I’ve just received an email about the job below – looks interesting.

AniCare/Rapid Response Project Director

Animals and Society Institute is a nonprofit organization located in Ann Arbor, MI

General: Part-time (12-18 hrs per week). September 1, 2012 start date. Opportunity to work in animal advocacy. Successful candidate can work off-site.

Position Summary: Administer two existing programs related to the cycle of violence. National in scope, the programs require interfacing with human service and criminal justice agencies.

Job Functions: Manage, further develop, and market existing programs; oversee production of bi-monthly e-newsletter, organize workshops, facilitate the development of coalitions of stakeholders, research funders and write grants, outreach to media. Oversee and update organization’s web pages related to the programs.

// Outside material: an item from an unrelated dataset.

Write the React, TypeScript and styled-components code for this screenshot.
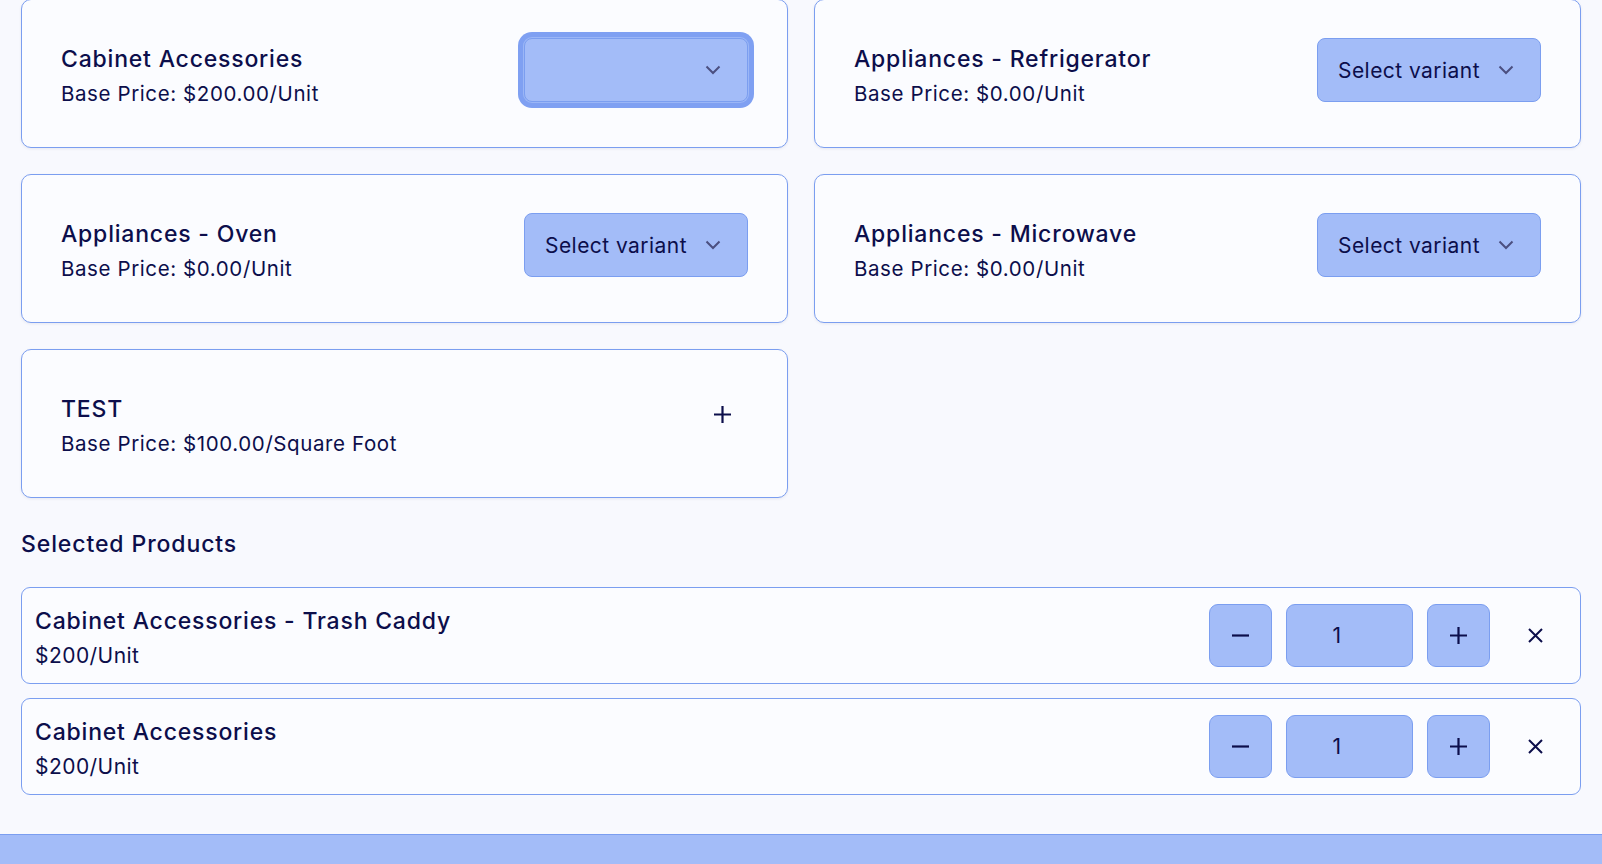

Education: Minimum: MA in human services or in criminal justice or related fields. Preferred: PhD in human service or JD; advanced degree in criminal justice or related fields considered; certification or degree in human-animal studies or related field.

Experience: Minimum: Program management and development, marketing Preferred: Work in human services and criminal justice fields.

Skills: Organizational ability, project coordination, writing, computer (Microsoft Office, Access, Adobe); ability to interact with professionals in human services and criminal justice fields.

TO APPLY: Send cover letter and curriculum vita or résumé to Kate Brindle.

Deadline for applications is August 15, 2012.